André Geerts, auteur trop tôt disparu de Jojo.
André Geerts, auteur trop tôt disparu de Jojo.© daniel fouss

La naissance de Jojo et la carrière d’André ne furent en effet ni simples ni fulgurantes. Entré à Spirou après des études à Saint-Luc, à la fin des années 1970, en compagnie d’une nouvelle génération d’auteurs porteuse d’une vraie rupture tant thématique qu’esthétique (Hislaire, Jannin, Le Gall, Frank Pé, Yann, Conrad, Janry…), André Geerts met près de quinze ans à réellement s’imposer dans le journal et chez Dupuis, se lançant dans des aventures sans lendemain ( La Petite Chronique vénusienne, Le Commissaire Martin) ou, à la demande de ses rédacteurs en chef, dans de grandes illustrations  » à la Sempé  » (réunies depuis dans les deux albums Monde cruel) ou des cartoons bouche-trou mettant en scène un petit garçon porteur d’une casquette trop grande pour lui,  » pour avoir une sorte de Petit Nicolas dans les pages du journal…  » poursuit Morgan Di Salvia.

Tellement vrai

 » Quatre rédacteurs en chef sont presque passés au travers de son talent, mais c’était l’époque de XIII ou de Blueberry dans Spirou, avec une rédaction pas vraiment ouverte à la poésie douce et tendre d’André… Cependant, ce long chemin lui a aussi permis de mener beaucoup d’expérimentations graphiques, de se chercher, et de trouver sa voie : quand il a enfin pu faire de Jojo une vraie bande dessinée, avec des récits en planches et à suivre, il était prêt « . Et le résultat n’est ni Sempé, ni Le Petit Nicolas : il y a dans les albums de Jojo une douceur, un humour et une tendresse qui permettaient à son auteur, lui-même fragile, d’oser tous les sujets et toutes les thématiques, même les plus graves, là où bien des auteurs modernes ou vendeurs n’osent s’aventurer, ou ne le font pas avec la même finesse : la mort de sa maman, l’absence du père (puis sa nouvelle copine), la dépression de Mamy, les amitiés indéfectibles, les attractions naissantes… Tout sonne vrai dans Jojo, jusqu’aux décors bucoliques, la petite maison avec jardin ou l’école communale, les principaux décors des non-aventures de Jojo Semaine (son nom de famille) :  » C’est incroyable comme ça ressemble à Linkebeek, là où André a longtemps vécu. « .
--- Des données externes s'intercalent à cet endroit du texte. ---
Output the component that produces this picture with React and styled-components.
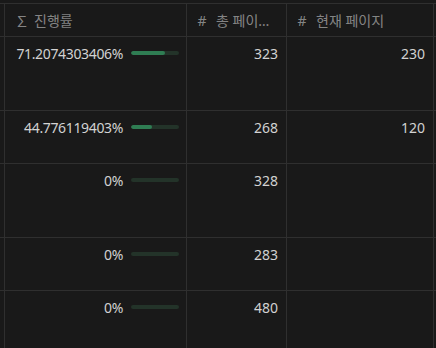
import React from "react";
import styled, { createGlobalStyle } from "styled-components";

const rows = [
  { progress: 71.2074303406, label: "71.2074303406%", total: 323, current: 230, tall: true },
  { progress: 44.776119403, label: "44.776119403%", total: 268, current: 120 },
  { progress: 0, label: "0%", total: 328, tall: true },
  { progress: 0, label: "0%", total: 283 },
  { progress: 0, label: "0%", total: 480, tall: true }
];

const App = () => (
  <>
    <GlobalStyle />
    <Page>
      <Table>
        <Row height={33}>
          <Cell />
          <HeadCell>
            <HeadIcon>∑</HeadIcon>
            <HeadLabel>진행률</HeadLabel>
          </HeadCell>
          <HeadCell>
            <HeadIcon>#</HeadIcon>
            <HeadLabel title="총 페이지 수">총 페이지 수</HeadLabel>
          </HeadCell>
          <HeadCell>
            <HeadIcon>#</HeadIcon>
            <HeadLabel>현재 페이지</HeadLabel>
          </HeadCell>
          <Cell />
        </Row>
        {rows.map((r, i) => (
          <Row key={i} height={r.tall ? 74 : 53}>
            <Cell />
            <ProgressCell>
              <span>{r.label}</span>
              <Track>
                <Fill style={{ width: `${r.progress}%` }} />
              </Track>
            </ProgressCell>
            <NumberCell>{r.total}</NumberCell>
            <NumberCell>{r.current ?? ""}</NumberCell>
            <Cell />
          </Row>
        ))}
      </Table>
    </Page>
  </>
);

const GlobalStyle = createGlobalStyle`
  html, body {
    margin: 0;
    background: #191919;
    overflow: hidden;
  }
  * {
    box-sizing: border-box;
  }
`;

const Page = styled.div`
  width: 436px;
  height: 348px;
  padding-top: 3px;
  overflow: hidden;
  background: #191919;
  font-family: "Noto Sans", "Noto Sans CJK KR", sans-serif;
  font-size: 14px;
  color: rgba(255, 255, 255, 0.81);
`;

const Table = styled.div`
  border-top: 1px solid #2f2f2f;
  width: 460px;
`;

const Row = styled.div`
  display: grid;
  grid-template-columns: 5px 182px 100px 147px 26px;
  height: ${({ height }) => height}px;
`;

const Cell = styled.div`
  border-right: 1px solid #2f2f2f;
  border-bottom: 1px solid #2f2f2f;
  min-width: 0;
`;

const HeadCell = styled(Cell)`
  display: flex;
  align-items: center;
  padding: 0 8px 0 10px;
  color: rgba(255, 255, 255, 0.48);
  overflow: hidden;
  white-space: nowrap;
`;

const HeadIcon = styled.span`
  width: 10px;
  margin-right: 9px;
  text-align: center;
  font-size: 14px;
  flex-shrink: 0;
`;

const HeadLabel = styled.span`
  overflow: hidden;
  text-overflow: ellipsis;
  font-family: "Noto Sans", "Noto Sans CJK KR", sans-serif;
  font-size: 14px;
`;

const ProgressCell = styled(Cell)`
  display: flex;
  justify-content: flex-end;
  align-items: flex-start;
  gap: 8px;
  padding: 6px 7px 0 8px;
  line-height: 21px;
  letter-spacing: -0.35px;
  white-space: nowrap;
`;

const Track = styled.div`
  margin-top: 8px;
  width: 48px;
  height: 4px;
  border-radius: 2px;
  background: #233329;
  overflow: hidden;
  flex-shrink: 0;
`;

const Fill = styled.div`
  height: 100%;
  border-radius: 2px;
  background: #2f7d53;
`;

const NumberCell = styled(Cell)`
  padding: 6px 8px 0;
  line-height: 21px;
  text-align: right;
`;

export default App;
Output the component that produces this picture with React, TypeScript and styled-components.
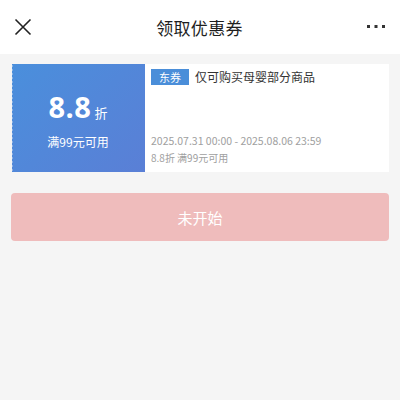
import React from "react";
import styled, { createGlobalStyle } from "styled-components";

const Global = createGlobalStyle`
  html, body { margin: 0; padding: 0; background: #f5f5f5; }
  body { font-family: "Noto Sans CJK SC", "Noto Sans", sans-serif; width: 400px; height: 400px; overflow: hidden; }
  * { box-sizing: border-box; }
`;

const Page = styled.div`
  width: 400px;
  height: 400px;
  background: #f5f5f5;
  display: flex;
  flex-direction: column;
`;

const Header = styled.div`
  height: 54px;
  background: #fff;
  display: flex;
  align-items: center;
  justify-content: space-between;
  padding: 0 14px 0 13px;
`;

const Title = styled.div`
  font-size: 17px;
  color: #1e1e1e;
  letter-spacing: 0.3px;
`;

const IconBox = styled.div`
  width: 20px;
  height: 20px;
  display: flex;
  align-items: center;
  justify-content: center;
`;

const Content = styled.div`
  padding: 10px 11px 0 11px;
  display: flex;
  flex-direction: column;
  gap: 21px;
`;

const Card = styled.div`
  height: 108px;
  display: flex;
  background: #fff;
`;

const Stub = styled.div`
  position: relative;
  width: 134px;
  background: linear-gradient(135deg, #4a8fdc 0%, #5a7fd6 100%);
  display: flex;
  flex-direction: column;
  align-items: center;
  justify-content: center;
  color: #fff;
  padding-top: 4px;
  &::before {
    content: "";
    position: absolute;
    left: -2px;
    top: 0;
    bottom: 0;
    width: 5px;
    background: radial-gradient(circle at 1.5px 50%, #f5f5f5 1.8px, transparent 2.2px);
    background-size: 5px 4px;
  }
`;

const Amount = styled.div`
  display: flex;
  align-items: baseline;
`;

const Big = styled.span`
  font-family: "Open Sans", "Noto Sans", sans-serif;
  font-weight: 700;
  font-size: 29px;
  line-height: 34px;
  letter-spacing: 0.5px;
`;

const Unit = styled.span`
  font-size: 13px;
  margin-left: 3px;
`;

const Cond = styled.div`
  font-size: 12px;
  margin-top: 9px;
`;

const Body = styled.div`
  flex: 1;
  display: flex;
  flex-direction: column;
  padding: 4px 6px 6px 6px;
`;

const TitleRow = styled.div`
  display: flex;
  align-items: center;
  gap: 6px;
`;

const Tag = styled.span`
  background: #4a8ed9;
  color: #fff;
  font-size: 11px;
  width: 38px;
  height: 16px;
  display: flex;
  align-items: center;
  justify-content: center;
`;

const Desc = styled.span`
  font-size: 12px;
  color: #333;
`;

const Spacer = styled.div`
  flex: 1;
`;

const Meta = styled.div<{ $size: number }>`
  font-size: ${(p) => p.$size}px;
  color: #a0a0a0;
  line-height: 17px;
`;

const Button = styled.div`
  height: 48px;
  border-radius: 4px;
  background: #efbcbc;
  color: #fff;
  font-size: 15px;
  display: flex;
  align-items: center;
  justify-content: center;
`;

export default function App() {
  return (
    <Page>
      <Global />
      <Header>
        <IconBox>
          <svg width="18" height="18" viewBox="0 0 18 18">
            <path d="M1.5 1.5 L16.5 16.5 M16.5 1.5 L1.5 16.5" stroke="#222" strokeWidth="1.6" fill="none" />
          </svg>
        </IconBox>
        <Title>领取优惠券</Title>
        <IconBox>
          <svg width="20" height="6" viewBox="0 0 20 6">
            <rect x="1" y="1" width="3" height="3" fill="#333" />
            <rect x="8.5" y="1" width="3" height="3" fill="#333" />
            <rect x="16" y="1" width="3" height="3" fill="#333" />
          </svg>
        </IconBox>
      </Header>
      <Content>
        <Card>
          <Stub>
            <Amount>
              <Big>8.8</Big>
              <Unit>折</Unit>
            </Amount>
            <Cond>满99元可用</Cond>
          </Stub>
          <Body>
            <TitleRow>
              <Tag>东券</Tag>
              <Desc>仅可购买母婴部分商品</Desc>
            </TitleRow>
            <Spacer />
            <Meta $size={10.5}>2025.07.31 00:00 - 2025.08.06 23:59</Meta>
            <Meta $size={10}>8.8折 满99元可用</Meta>
          </Body>
        </Card>
        <Button>未开始</Button>
      </Content>
    </Page>
  );
}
Jojo - Tome 2 : l'intégrale, 1991-1998, de André Geerts, éd. Dupuis, 264 p.
Jojo – Tome 2 : l’intégrale, 1991-1998, de André Geerts, éd. Dupuis, 264 p.

Vinyle ou Spotify ?

On conseille donc chaudement de choisir du Jojo pour les vacances, et pas seulement dans ce beau format d’intégrale qui ravira surtout les amateurs pour ses 40 pages de bonus et de dessins inédits ; il ne faudrait pas, en effet, que cette célébration se transforme en enterrement, et sonne le glas de Jojo en album, le meilleur format pour le faire lire aux enfants, et faire vivre la série. Mais aucun risque là-dessus, affirme Morgan Di Salvia :  » Il n’est pas question, à ma connaissance, d’arrêter les albums, qui continuent d’être bien présents. Mais Jojo a aussi toute sa place dans le patrimoine Dupuis, aux côtés d’un Gil Jourdan, d’un Docteur Poche ou d’un Johan et Pirlouit. C’est un standard, comme en musique : on peut les écouter sur Spotify, et quand même se les offrir en vinyle.  »

Jojo – Tome 2 : l’intégrale, 1991-1998, de André Geerts, éd. Dupuis, 264 p.